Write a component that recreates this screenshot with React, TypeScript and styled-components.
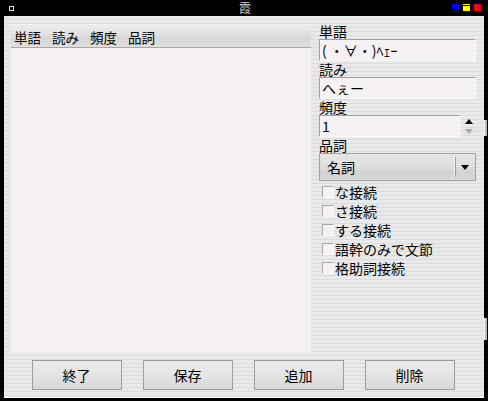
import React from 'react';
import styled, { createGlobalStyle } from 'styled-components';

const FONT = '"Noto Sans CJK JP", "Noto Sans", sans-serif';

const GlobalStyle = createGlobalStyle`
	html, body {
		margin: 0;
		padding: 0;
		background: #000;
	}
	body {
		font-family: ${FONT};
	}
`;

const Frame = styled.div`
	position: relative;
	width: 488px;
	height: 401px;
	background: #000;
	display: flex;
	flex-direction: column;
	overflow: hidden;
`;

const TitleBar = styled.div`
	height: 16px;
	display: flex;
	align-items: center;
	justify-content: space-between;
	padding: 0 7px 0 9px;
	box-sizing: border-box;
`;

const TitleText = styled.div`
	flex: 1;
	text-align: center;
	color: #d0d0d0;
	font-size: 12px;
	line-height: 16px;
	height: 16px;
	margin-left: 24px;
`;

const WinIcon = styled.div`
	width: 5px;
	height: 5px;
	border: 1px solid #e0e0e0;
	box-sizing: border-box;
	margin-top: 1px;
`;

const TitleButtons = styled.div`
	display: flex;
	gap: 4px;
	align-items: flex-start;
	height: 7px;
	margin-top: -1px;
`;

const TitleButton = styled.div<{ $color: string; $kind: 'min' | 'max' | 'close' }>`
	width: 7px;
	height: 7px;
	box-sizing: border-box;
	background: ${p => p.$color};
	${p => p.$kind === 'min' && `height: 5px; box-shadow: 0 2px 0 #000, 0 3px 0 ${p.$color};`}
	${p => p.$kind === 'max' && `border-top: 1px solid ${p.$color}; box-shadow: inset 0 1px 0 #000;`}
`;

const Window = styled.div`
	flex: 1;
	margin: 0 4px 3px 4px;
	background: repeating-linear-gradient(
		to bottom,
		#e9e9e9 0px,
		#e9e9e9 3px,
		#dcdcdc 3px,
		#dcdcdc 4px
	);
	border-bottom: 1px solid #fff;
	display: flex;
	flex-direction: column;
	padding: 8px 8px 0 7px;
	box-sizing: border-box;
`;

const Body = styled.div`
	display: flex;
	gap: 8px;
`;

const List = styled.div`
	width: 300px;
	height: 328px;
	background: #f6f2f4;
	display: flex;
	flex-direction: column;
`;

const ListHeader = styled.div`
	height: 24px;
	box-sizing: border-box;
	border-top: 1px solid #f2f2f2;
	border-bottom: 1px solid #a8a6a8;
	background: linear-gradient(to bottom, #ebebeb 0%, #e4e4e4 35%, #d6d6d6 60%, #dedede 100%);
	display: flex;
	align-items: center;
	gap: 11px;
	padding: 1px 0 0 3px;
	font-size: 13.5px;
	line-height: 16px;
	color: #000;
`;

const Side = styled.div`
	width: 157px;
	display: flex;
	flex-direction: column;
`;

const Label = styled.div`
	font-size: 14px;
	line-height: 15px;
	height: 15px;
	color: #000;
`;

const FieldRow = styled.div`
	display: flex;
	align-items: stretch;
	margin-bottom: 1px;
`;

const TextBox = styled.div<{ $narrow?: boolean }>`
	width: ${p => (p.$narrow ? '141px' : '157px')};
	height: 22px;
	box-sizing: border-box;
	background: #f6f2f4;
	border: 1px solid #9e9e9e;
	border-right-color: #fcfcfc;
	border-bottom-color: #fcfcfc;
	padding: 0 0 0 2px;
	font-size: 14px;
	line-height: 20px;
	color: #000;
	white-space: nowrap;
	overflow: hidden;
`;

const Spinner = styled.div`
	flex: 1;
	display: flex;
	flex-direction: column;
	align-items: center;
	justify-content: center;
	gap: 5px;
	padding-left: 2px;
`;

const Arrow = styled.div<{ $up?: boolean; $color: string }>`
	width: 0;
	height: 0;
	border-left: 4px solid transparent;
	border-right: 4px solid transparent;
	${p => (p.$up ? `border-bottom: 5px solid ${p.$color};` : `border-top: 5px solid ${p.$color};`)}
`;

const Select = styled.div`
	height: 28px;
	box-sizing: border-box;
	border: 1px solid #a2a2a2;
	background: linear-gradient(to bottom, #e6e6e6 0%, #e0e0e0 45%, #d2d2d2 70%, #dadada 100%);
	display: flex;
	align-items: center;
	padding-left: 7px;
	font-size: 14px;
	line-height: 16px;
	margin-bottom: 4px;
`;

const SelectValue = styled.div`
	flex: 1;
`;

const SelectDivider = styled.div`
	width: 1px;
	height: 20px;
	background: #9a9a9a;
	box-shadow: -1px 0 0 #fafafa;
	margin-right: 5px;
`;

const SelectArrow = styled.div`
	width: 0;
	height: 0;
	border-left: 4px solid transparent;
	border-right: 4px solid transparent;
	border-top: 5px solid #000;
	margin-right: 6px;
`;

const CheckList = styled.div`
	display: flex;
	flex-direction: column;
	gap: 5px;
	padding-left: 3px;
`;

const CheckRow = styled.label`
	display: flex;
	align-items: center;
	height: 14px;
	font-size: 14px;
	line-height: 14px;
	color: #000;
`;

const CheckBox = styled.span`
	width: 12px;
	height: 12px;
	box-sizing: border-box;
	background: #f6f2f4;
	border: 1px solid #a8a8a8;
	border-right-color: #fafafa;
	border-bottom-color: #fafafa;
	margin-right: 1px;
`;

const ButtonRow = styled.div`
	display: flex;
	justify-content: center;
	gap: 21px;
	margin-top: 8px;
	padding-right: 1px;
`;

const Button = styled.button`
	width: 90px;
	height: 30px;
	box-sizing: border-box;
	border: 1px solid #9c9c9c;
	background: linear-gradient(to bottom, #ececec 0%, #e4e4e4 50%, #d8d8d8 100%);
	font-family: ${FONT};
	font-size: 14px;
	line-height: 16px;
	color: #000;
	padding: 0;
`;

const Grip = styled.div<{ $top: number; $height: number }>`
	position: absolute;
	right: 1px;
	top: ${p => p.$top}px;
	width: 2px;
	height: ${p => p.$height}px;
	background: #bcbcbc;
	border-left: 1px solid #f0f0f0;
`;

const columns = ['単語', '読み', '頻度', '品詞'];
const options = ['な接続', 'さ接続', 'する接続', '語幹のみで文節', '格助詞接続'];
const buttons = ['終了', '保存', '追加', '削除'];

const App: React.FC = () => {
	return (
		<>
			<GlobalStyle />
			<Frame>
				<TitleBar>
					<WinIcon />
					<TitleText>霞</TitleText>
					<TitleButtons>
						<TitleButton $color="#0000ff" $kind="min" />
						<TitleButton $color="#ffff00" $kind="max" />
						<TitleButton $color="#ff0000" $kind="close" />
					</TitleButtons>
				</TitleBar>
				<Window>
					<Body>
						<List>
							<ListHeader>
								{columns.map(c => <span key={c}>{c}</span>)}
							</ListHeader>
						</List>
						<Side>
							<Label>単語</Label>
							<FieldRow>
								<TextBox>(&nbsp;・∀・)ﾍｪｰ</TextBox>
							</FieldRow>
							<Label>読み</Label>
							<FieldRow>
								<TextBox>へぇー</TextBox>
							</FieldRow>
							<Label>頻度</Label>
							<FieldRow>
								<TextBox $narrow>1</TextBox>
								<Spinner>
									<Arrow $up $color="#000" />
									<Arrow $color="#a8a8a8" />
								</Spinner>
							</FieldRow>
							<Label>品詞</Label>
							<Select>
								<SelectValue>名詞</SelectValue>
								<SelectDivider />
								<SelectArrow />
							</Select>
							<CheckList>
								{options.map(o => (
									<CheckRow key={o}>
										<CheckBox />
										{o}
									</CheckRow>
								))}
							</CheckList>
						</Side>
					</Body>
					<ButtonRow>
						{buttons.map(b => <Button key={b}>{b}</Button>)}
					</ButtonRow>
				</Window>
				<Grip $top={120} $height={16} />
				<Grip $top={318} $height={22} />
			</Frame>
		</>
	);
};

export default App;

* * *

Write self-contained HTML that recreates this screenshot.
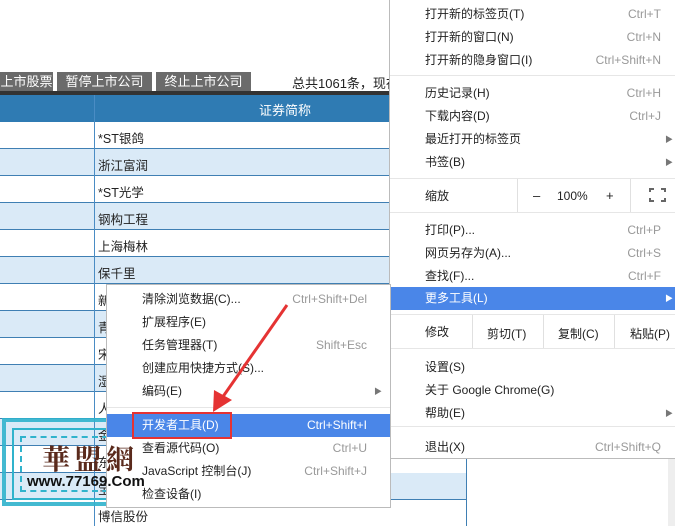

• [Stated problem]
Each line that has the word "recreates" should be copied.

• [Task response]
Write a component that recreates this screenshot with React, TypeScript and styled-components.
Write self-contained HTML that recreates this screenshot.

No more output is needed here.